The chain of events thus is firmly established, the only missing link is the
presence of deceased in the house of accused and no witness is presented to
prove that the victim went to the house of A or his dead body was taken to the
accused’s house. However, the fact that the victim was last seen at night and
was a close neighbor of accused, it is not always possible to produce a witness
who would have been present at night to witness such an event.
10.
That the chain of events is thus complete, and lead to only one inference that
accused committed the crime. The weapon belonged to the accused, who after
murdering the deceased brought the body to his house, or called the deceased to
his home or might have found deceased at home, murdered him, and buried his
body within the floor of living room of his house. No evidence or rebuttal has
been adduced by the accused, no explanation has also been given as to the
recovery of the weapon, the dad body or other incriminating facts.
11.
As against accused C, there exists no concrete evidence. No direct or indirect
evidence directly incriminate accused C. Prosecution has not been able to
produce any evidence which directly establishes the role of accused C in the
crime.
12. Therefore, the prosecution has proved
beyond reasonable doubt that accused A, after murdering B, dispossed off the
body of the deceased. Accused A is convicted for the offence of murder and
disappearance of evidences u/S. 302 and 201. Whereas, no direct involvement of
C has been proved and hence accused C is acquitted of all charges.
ORDER
The
accused A is convicted of the charge of murder punishable under 302IPC, 1860
and also disappearance of evidence punishable under 201IPC,1860. His bail bond
his cancelled and he is directed to be taken into custody. As regarding accused
C no offence is made out and hence she is acquitted of all charges.
Date:
13.09.2014 Sd/-
D. & S.J.
SENTENCE
The
prosecution and the defence were heard upon the quantum of sentence and
considering all the facts presented it is found sufficient to sentence to be
sentenced to life imprisonment for the offence of murder as the circumstances
of rarest of rare case are not found; and also for rigorous imprisonment for 3
years for causing disappearance of evidences of a capital offence.
Date:
13.09.2014 Sd/-
D. & S.J.
This
judgment is pronounced in the open court in my presence and hearing and is
hereby signed by me.
Date:13.09.2014 Sd/-
D. & S.J.
Ans. 2(a)
The
core issue to be decided here is whether cognizance in the present case is
barred by provision of section 195 CrPC,1973.
Section
195 bars any Court from taking cognizance of any offence, until a complainant
has been forwarded by the public official to whose office such offence has been
alleged. Such offence are enumerated thereunder section 471IPC, 1860 is one
such offence. Where any person uses any forged document as genuine in any
proceeding before any Court, the Court therein shall forward a complaint to the
Magistrate of that jurisdiction u/S.195 CrPC, for taking cognizance and trial
of the offence alleged.
In
the present case, the complainant himself filed a complaint against the accused
for using forged document. The Magistrate upon examination of the complainant
and the document ordered issue of process, therefore, it can be said that the
cognizance was already taken. A presumption can be taken that the Magistrate
adhered to the rules of the Code that cognizance was taken after being satisfied
that prima facie case was made out for issue of process.
Therefore,
the application of accused is of no avail, as cognizance has already been taken
and section 195 cannot turn the clock back to pre-cognizance stage in the
present case, which is already under inquiry stage. Moreover, cognizance once
taken cannot be called back, as it would amount to review of the order, the
power of which is not vested with the Court of Magistrate, as held in Rosy
& Ors. v. State of Kerala [2000 SC]
Ans. 2 (b)
The
core issue to be decided here is whether paternity test would be allowed.
The
relevant provision attracted here is Section 112 of IEA, 1872. The provision
lays down the ‘irrevertible presumption of law’ as to paternity of the child.

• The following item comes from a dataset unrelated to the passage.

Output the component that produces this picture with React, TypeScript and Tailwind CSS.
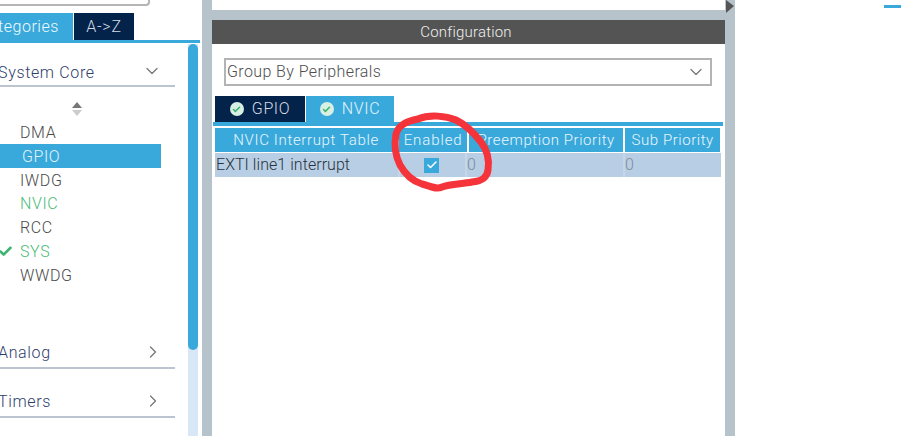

The provision is for the purpose of preserving the right of an innocent child
from being basterdised. The court in Gautam Kundu v. State of West Bengal,
categorically held that sec.112 is a specific provision which if established
escapes the clutches of onus of proof. It is irrevertible presumption of law,
and the opposite party cannot adduce evidence to negate its operation. The
condition to invoke such presumption are –
(i)
a child is born during subsistence of valid marriage or within 280 days of
marriage, when mother remaining unmarried.
(ii)
that father fails to prove access to the wife at the time when the child must
have been begotten.
If
the above two are proved, the child is presumed to be a legitimate child of the
husband and any other evidence cannot be produced to rebut such presumption.
In
the present case, the husband has not been able to prove the access to lady
when the child was begotten, the marriage is valid and the birth of the child
within the marriage, raises a conclusive proof, as the law leans in favour of
the child, from being basterdized or neglected.
The
application of paternity test is hereby rejected.
Ans. 3(a)
Right to live does not include
right to die. Section 299 Explanation 2, Section 300 Exception 5 306 and 309.
Cases P. Ratinam v. UOI [1994 SC], Gian Kaur v. State of Punjab [1996 SC],
Maruti S. Dubbal v. State of Maharastha and Aruna Ramchandar Shaunbaug v.

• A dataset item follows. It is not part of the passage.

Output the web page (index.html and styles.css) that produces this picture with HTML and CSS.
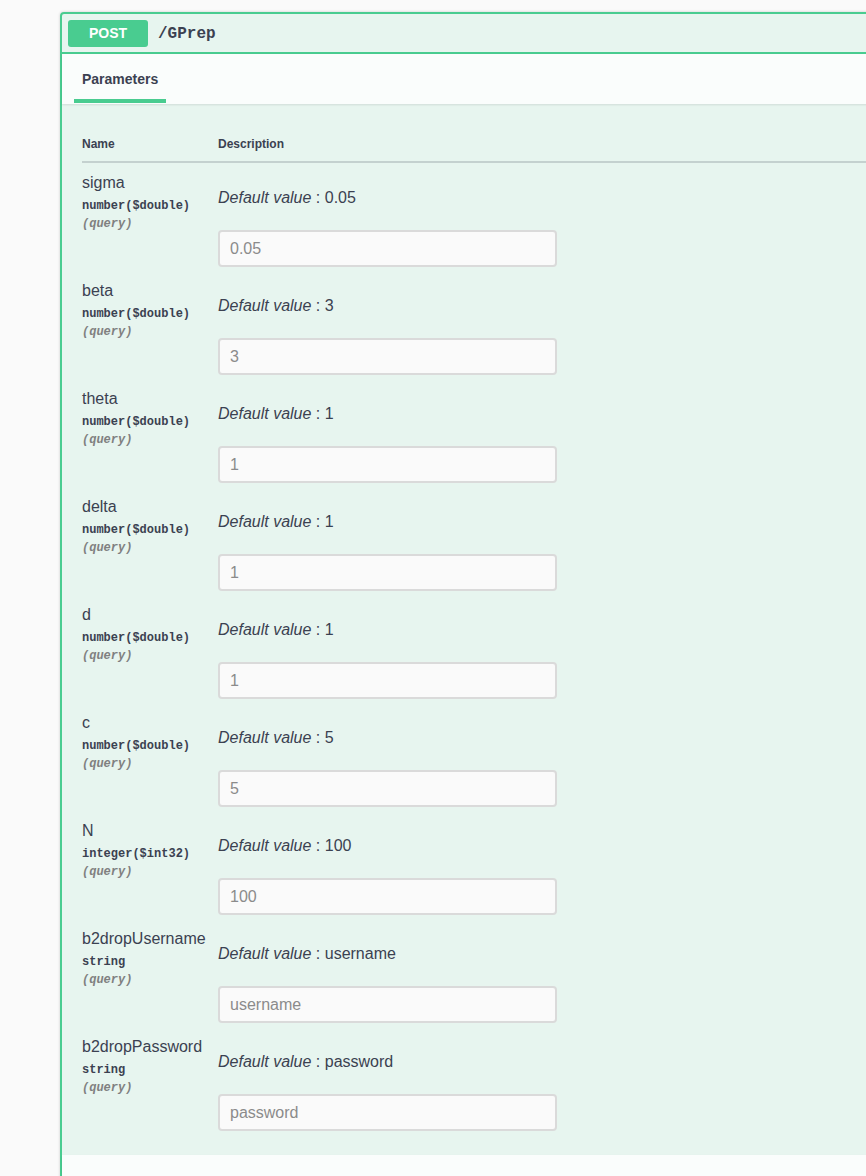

UOI[2011 SC]. Justice R.M. Lodha constituted a 5 Judge Bench to seek opinion on
Euthanasia in India, in August, notice to Centre and all the State Government
to reply. [These are just
bullet points, I didn’t write a proper answer because my dissertation topic in
LLB was Euthanasia, I knew a lot on this subject, so just wrote some bullet
points.]
Ans. 3(b)
(i)”Falsus in uno falsus in omnibus” is a latin maxim, which states that “a
person proved false in one case, is deemed false in all cases”. The above
principle has not been recognized under the IEA, 1872. The competence of
witness under the IEA, 1872 has been based upon his mental faculty, i.e. he shall
be sound and capable of understanding the question put to him during
investigation and also capable of giving rationale answers.
The
IEA, 1872 bases more relevance to the judicial mind of the Court to seek
evidence and reliability on evidences produced with proper care and precaution.
The general rule of presumption, gives ample power to the Court to declare any
witness or evidence to be doubtful. The scale of reliability is ‘preponderance
of probability’ in civil cases and ‘proof beyond reasonable doubt’ in criminal
case. Any evidence which passes the test above laid as the case may can be
considered by the Court and to rebut the above facts is upon other party, as
the ultimate purpose of trial is to meet the ends of justice.
(ii)
Section 134 is a directory provision which out-weights the number of witness.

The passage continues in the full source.